One of my guys did some testing and it appears that LWLockAquire and LWLockRelease are the culprits, but we’re not entirely confident of our conclusion. Any thoughts on why this might be so different between the two architectures? We’re a hosting provider so we’ve got some spare equipment to work with and I’m going to request that we keep these two boxes up for a week or so. Are there any other tests that you guys can suggest that would help get down to the bottom of this? I figure that not everyone has access to as much gear as we do so it might be a good opportunity to get some A/B testing on a production database on identical OS/server installs on different hardware. I’m content to just say “Well, we use Opterons then!”, but I imagine that if we could help bring equal performance to Xeon users that it would be worth the effort of volunteering. To be clear, I have two machines sitting on the network ready for tweaking, one is a Xeon, the other is an Opteron, neither is in production and both can be fully mangled in the interest of figuring this out.

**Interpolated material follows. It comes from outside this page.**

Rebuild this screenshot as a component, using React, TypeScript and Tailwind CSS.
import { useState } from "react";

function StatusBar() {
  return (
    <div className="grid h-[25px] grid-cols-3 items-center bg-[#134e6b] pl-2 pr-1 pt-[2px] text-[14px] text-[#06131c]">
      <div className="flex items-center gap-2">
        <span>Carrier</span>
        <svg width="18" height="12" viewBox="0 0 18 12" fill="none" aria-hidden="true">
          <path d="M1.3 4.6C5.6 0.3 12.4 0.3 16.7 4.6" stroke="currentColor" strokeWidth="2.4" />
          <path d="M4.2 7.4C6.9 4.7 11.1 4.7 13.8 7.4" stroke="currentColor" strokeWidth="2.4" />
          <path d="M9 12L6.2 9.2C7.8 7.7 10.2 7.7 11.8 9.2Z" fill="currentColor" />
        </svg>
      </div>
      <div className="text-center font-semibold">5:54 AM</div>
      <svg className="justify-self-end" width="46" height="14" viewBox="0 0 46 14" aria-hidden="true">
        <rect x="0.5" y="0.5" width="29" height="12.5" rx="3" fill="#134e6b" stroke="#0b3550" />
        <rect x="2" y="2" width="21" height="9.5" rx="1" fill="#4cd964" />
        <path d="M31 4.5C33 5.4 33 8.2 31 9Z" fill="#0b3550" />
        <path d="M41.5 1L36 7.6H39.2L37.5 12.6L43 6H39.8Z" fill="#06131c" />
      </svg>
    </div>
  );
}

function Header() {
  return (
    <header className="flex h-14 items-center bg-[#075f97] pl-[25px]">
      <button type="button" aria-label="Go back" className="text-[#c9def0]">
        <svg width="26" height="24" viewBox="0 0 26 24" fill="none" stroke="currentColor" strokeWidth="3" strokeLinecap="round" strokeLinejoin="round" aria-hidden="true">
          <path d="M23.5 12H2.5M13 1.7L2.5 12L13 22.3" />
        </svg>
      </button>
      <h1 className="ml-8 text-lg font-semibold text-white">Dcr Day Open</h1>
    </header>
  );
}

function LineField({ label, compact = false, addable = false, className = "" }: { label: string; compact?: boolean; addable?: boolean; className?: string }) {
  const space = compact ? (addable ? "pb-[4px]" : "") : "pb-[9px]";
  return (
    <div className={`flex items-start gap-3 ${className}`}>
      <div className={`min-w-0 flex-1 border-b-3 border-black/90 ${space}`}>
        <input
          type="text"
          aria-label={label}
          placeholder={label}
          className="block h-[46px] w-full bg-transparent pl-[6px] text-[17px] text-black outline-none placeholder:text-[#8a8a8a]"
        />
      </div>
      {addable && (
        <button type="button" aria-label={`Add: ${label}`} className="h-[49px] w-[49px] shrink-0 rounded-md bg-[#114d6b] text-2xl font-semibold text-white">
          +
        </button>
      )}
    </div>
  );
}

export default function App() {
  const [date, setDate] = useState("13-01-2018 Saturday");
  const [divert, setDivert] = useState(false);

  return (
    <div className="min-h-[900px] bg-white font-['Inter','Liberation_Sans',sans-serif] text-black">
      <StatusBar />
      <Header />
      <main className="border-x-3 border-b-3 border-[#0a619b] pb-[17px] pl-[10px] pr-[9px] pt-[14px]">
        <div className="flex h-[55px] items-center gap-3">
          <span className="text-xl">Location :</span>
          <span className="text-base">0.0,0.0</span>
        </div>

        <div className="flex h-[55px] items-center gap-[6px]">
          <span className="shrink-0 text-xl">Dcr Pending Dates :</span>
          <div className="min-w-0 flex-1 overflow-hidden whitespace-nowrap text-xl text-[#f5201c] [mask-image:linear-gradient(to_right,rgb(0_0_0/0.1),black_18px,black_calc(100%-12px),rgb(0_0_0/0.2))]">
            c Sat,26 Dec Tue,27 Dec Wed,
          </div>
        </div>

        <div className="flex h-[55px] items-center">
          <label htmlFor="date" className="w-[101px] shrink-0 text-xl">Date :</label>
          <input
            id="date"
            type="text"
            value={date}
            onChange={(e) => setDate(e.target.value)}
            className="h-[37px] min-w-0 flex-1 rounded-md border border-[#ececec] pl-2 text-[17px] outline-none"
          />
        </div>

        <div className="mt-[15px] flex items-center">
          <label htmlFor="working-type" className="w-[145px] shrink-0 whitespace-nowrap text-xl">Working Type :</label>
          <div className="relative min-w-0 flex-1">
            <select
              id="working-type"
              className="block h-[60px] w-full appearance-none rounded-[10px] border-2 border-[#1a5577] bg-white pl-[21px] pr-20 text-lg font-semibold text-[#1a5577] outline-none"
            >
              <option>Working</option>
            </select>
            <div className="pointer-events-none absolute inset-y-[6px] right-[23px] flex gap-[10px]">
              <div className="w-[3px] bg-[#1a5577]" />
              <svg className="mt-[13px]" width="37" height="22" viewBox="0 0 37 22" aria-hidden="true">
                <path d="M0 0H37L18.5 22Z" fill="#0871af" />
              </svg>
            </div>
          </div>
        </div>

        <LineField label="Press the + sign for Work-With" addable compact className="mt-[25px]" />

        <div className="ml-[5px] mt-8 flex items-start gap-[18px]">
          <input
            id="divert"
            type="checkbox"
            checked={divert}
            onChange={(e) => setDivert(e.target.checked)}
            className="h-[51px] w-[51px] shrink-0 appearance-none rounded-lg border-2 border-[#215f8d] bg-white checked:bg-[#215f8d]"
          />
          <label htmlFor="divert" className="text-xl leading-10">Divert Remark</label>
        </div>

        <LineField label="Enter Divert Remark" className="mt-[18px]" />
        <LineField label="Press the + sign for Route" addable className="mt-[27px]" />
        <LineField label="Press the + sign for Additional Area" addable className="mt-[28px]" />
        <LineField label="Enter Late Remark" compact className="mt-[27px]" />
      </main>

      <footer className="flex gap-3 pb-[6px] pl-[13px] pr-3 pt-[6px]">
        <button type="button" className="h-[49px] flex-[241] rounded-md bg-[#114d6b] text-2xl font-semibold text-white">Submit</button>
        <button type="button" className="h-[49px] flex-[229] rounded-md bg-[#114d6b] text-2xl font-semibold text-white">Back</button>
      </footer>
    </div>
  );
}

Speaking of being a hosting provider, I may as well take a moment to point out that we are working with DRBD for mirroring and have found it works beautifully with PG (MySQL as well). Also, while our “Managed Database Service” product is geared around MySQL, Oracle, and MSSQL, we’re pretty familiar with PG and would be happy to talk to anyone about hosting needs they may have.
Thanks for listening, and again please let me know if there is further testing we can do to help get to the bottom of this Opteron/Xeon performance discrepancy.
Bart Grantham
VP of R&D
Logicworks, Inc.
www.logicworks.net
On Thu, Oct 9, 2008 at 3:34 PM, Bart Grantham <bg@logicworks.net> wrote: > Forgive me if this has been beaten into the ground, but my team and I > couldn't find much conclusive study or posts on this issue. To make a long > story short: we're experiencing Xeons as 50% slower than Opterons, even when > the Xeon has twice as much cache and a slight clock speed advantage. I'm not sure what causes this issue either, although I suspect it's the inter-CPU / CPU to memory communication speeds that make the difference. It seems that as the number of CPUs increase, the opteron lead increases over the xeon.
How do you manage the wal in both servers? The version kernel is the same in both? Runs the same services? Do you make some test with Posgresql only in both servers? If the problem is the inter-CPU, i know you can specified the number of processors do you want to run dedicated to one process. 2008/10/10 Scott Marlowe <scott.marlowe@gmail.com>: > On Thu, Oct 9, 2008 at 3:34 PM, Bart Grantham <bg@logicworks.net> wrote: >> Forgive me if this has been beaten into the ground, but my team and I >> couldn't find much conclusive study or posts on this issue. To make a long >> story short: we're experiencing Xeons as 50% slower than Opterons, even when >> the Xeon has twice as much cache and a slight clock speed advantage. > > I'm not sure what causes this issue either, although I suspect it's > the inter-CPU / CPU to memory communication speeds that make the > difference. It seems that as the number of CPUs increase, the opteron > lead increases over the xeon. > > -- > Sent via pgsql-general mailing list (pgsql-general@postgresql.org) > To make changes to your subscription: > http://www.postgresql.org/mailpref/pgsql-general >
Bart Grantham wrote: > Forgive me if this has been beaten into the ground, but my team and I > couldn’t find much conclusive study or posts on this issue. To make a > long story short: we’re experiencing Xeons as 50% slower than Opterons, > even when the Xeon has twice as much cache and a slight clock speed > advantage. Simple question, you know that the plans are the same? And I don't think you said conclusively that it's the same version of PGSQL on both servers?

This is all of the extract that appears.